La notion d'État de droit mérite-t-elle d'être clarifiée ? Certainement. La proposition de résolution envisage donc de le faire à l'occasion d'une prochaine révision des traités. Les outils juridiques existants pour faire respecter l'État de droit au sein de l'Union européenne sont-ils insuffisants et pas assez contraignants ? Oui également. Aussi la proposition de résolution conditionne-t-elle l'accès aux fonds structurels au respect, vérifié, de l'État de droit – tout en garantissant la protection des populations – et la mise en place de nouveaux mécanismes pour assurer ce respect.

Au-delà, si nous voulons garantir le caractère démocratique de l'Europe, cette réflexion sur le respect de l'État de droit doit être alimentée par l'ensemble de la société et nous mettre en mesure d'alerter les institutions compétentes le cas échéant. Aussi la proposition de résolution prévoit-elle la création d'un comité qui traitera des questions relatives à l'État de droit et l'instauration d'autorités administratives dotées d'un pouvoir d'alerte.

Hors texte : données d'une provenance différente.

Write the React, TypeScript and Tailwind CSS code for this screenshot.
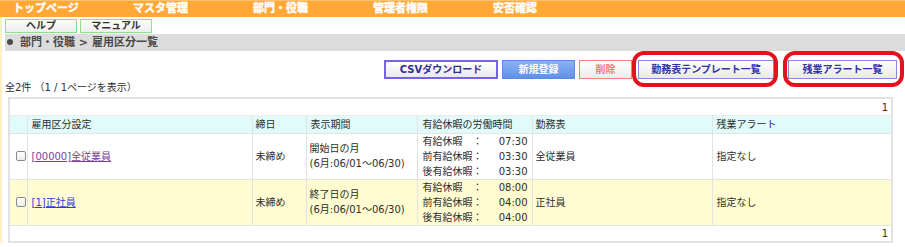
const navItems = ["トップページ", "マスタ管理", "部門・役職", "管理者権限", "安否確認"];

type Row = {
  code: string;
  name: string;
  visited: boolean;
  closing: string;
  period: string;
  times: [string, string][];
  sheet: string;
  alert: string;
  bg: string;
};

const rows: Row[] = [
  {
    code: "[00000]",
    name: "全従業員",
    visited: true,
    closing: "未締め",
    period: "開始日の月",
    times: [
      ["有給休暇　：", "07:30"],
      ["前有給休暇：", "03:30"],
      ["後有給休暇：", "03:30"],
    ],
    sheet: "全従業員",
    alert: "指定なし",
    bg: "bg-white",
  },
  {
    code: "[1]",
    name: "正社員",
    visited: false,
    closing: "未締め",
    period: "終了日の月",
    times: [
      ["有給休暇　：", "08:00"],
      ["前有給休暇：", "04:00"],
      ["後有給休暇：", "04:00"],
    ],
    sheet: "正社員",
    alert: "指定なし",
    bg: "bg-[#fffcd2]",
  },
];

function Checkbox() {
  return (
    <span className="block w-[10px] h-[10px] ml-[6px] rounded-[2px] border border-[#8a8a8a] bg-gradient-to-b from-white to-[#ececec]" />
  );
}

function HelpButton({ label }: { label: string }) {
  return (
    <div className="w-[72px] h-[14px] bg-gradient-to-b from-white to-[#ebebeb] shadow-[inset_0_0_0_1px_#86e386] text-center text-[10px] leading-[14px] font-bold text-[#333]">
      {label}
    </div>
  );
}

export default function App() {
  return (
    <div className="relative w-[905px] h-[247px] overflow-hidden bg-white text-[#2e2e2e] font-['DejaVu_Sans','Noto_Sans_CJK_JP',sans-serif]">
      {/* Top navigation */}
      <div className="flex h-[17px] bg-[#ffa836] border-t border-[#ffc26e]">
        {navItems.map((item) => (
          <div
            key={item}
            className="w-[120px] pl-[13px] text-[11px] leading-[16px] font-bold text-white [-webkit-text-stroke:0.4px_#fff]"
          >
            {item}
          </div>
        ))}
      </div>

      <div className="border-l-2 border-[#fff0c4]">
        {/* Help buttons */}
        <div className="flex gap-[3px] pl-[3px] pt-[2px]">
          <HelpButton label="ヘルプ" />
          <HelpButton label="マニュアル" />
        </div>

        {/* Breadcrumb */}
        <div className="ml-[3px] mt-[1px] h-[17px] bg-[#dcdcdc] flex items-center pl-[2px] text-[11px] leading-[17px] font-bold text-[#4a4a4a]">
          <span className="inline-block w-[6px] h-[6px] rounded-full bg-[#4a4a4a] mr-[7px] -mt-[1px]" />
          <span>部門・役職 &gt; 雇用区分一覧</span>
        </div>

        {/* Action buttons */}
        <div className="flex h-[19px] mt-[9px] pl-[382px] text-[10px] font-bold">
          <button className="w-[114px] h-[19px] border-2 border-[#7563ef] bg-gradient-to-b from-white to-[#e9e9e9] text-[#2f2f96]">
            CSVダウンロード
          </button>
          <button className="ml-[4px] w-[73px] h-[19px] border border-[#5b8be6] bg-gradient-to-b from-[#8db2f3] to-[#5f90ea] text-white">
            新規登録
          </button>
          <button className="ml-[4px] w-[53px] h-[19px] border border-[#f3846e] bg-gradient-to-b from-white to-[#ebebeb] text-[#f27a72]">
            削除
          </button>
          <button className="ml-[6px] w-[136px] h-[19px] border border-[#8c86e2] bg-gradient-to-b from-white to-[#e9e9e9] text-[#3232a2]">
            勤務表テンプレート一覧
          </button>
          <button className="ml-[14px] w-[109px] h-[19px] border border-[#8c86e2] bg-gradient-to-b from-white to-[#e9e9e9] text-[#3232a2]">
            残業アラート一覧
          </button>
        </div>

        {/* Count */}
        <div className="h-[14px] mt-[2px] pl-[3px] text-[10px] leading-[14px]">
          全2件 （1 / 1ページを表示）
        </div>

        {/* Table */}
        <div className="ml-[6px] mt-[2px] w-[885px] border-2 border-[#e2e2e2] text-[10px]">
          <div className="h-[17px] border-b border-[#ececec] text-right pr-[3px] leading-[17px]">1</div>
          <table className="w-full table-fixed border-collapse">
            <colgroup>
              <col className="w-[17px]" />
              <col className="w-[225px]" />
              <col className="w-[54px]" />
              <col className="w-[111px]" />
              <col className="w-[115px]" />
              <col className="w-[180px]" />
              <col className="w-[179px]" />
            </colgroup>
            <thead>
              <tr className="h-[17px] bg-[#e1fbfb] border-b border-[#e4e4e4]">
                <th className="font-normal" />
                <th className="font-normal text-left pl-[4px] border-l border-[#e2e2e2]">雇用区分設定</th>
                <th className="font-normal text-left pl-[3px] border-l border-[#e2e2e2]">締日</th>
                <th className="font-normal text-left pl-[4px] border-l border-[#e2e2e2]">表示期間</th>
                <th className="font-normal text-left pl-[5px] border-l border-[#e2e2e2]">有給休暇の労働時間</th>
                <th className="font-normal text-left pl-[3px] border-l border-[#e2e2e2]">勤務表</th>
                <th className="font-normal text-left pl-[4px] border-l border-[#e2e2e2]">残業アラート</th>
              </tr>
            </thead>
            <tbody>
              {rows.map((r) => (
                <tr key={r.code} className={`h-[46px] border-b border-[#e4e4e4] ${r.bg}`}>
                  <td className="align-middle">
                    <Checkbox />
                  </td>
                  <td className="pl-[4px] border-l border-[#e2e2e2]">
                    <a
                      href="#"
                      className={r.visited ? "underline text-[#7b3f98]" : "underline text-[#2b3be0]"}
                    >
                      {r.code}
                      {r.name}
                    </a>
                  </td>
                  <td className="pl-[3px] border-l border-[#e2e2e2]">{r.closing}</td>
                  <td className="pl-[3px] border-l border-[#e2e2e2] leading-[15px]">
                    <div>{r.period}</div>
                    <div>(6月:06/01～06/30)</div>
                  </td>
                  <td className="pl-[5px] pr-[4px] border-l border-[#e2e2e2] leading-[15px]">
                    {r.times.map(([label, time]) => (
                      <div key={label} className="flex justify-between">
                        <span>{label}</span>
                        <span>{time}</span>
                      </div>
                    ))}
                  </td>
                  <td className="pl-[3px] border-l border-[#e2e2e2]">{r.sheet}</td>
                  <td className="pl-[4px] border-l border-[#e2e2e2]">{r.alert}</td>
                </tr>
              ))}
            </tbody>
          </table>
          <div className="h-[15px] text-right pr-[3px] leading-[15px]">1</div>
        </div>
      </div>

      {/* Red annotation rings */}
      <div className="absolute left-[632px] top-[51px] w-[146px] h-[36px] border-[4px] border-[#e3121c] rounded-[12px]" />
      <div className="absolute left-[783px] top-[51px] w-[121px] h-[36px] border-[4px] border-[#e3121c] rounded-[12px]" />
    </div>
  );
}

L'Europe est pour certains d'entre nous une évidence parce que nous n'avons connu qu'elle et qu'elle signifie paix et progrès. Mais nous savons tous qu'elle est aujourd'hui fragilisée par des velléités de repli nationaliste. L'Europe est jeune, adolescente pourrions-nous dire, et c'est à nous, collectivement, de la guider pour qu'elle atteigne la maturité. Sans l'Europe, nous serions démunis, et l'histoire nous a prouvé tragiquement qu'elle est le meilleur garde-fous contre les dérives qui naissent parfois de l'esprit des hommes. Le groupe La République en marche soutient donc cette proposition de résolution sans ambiguïté et réaffirme que le projet européen est au coeur de son engagement.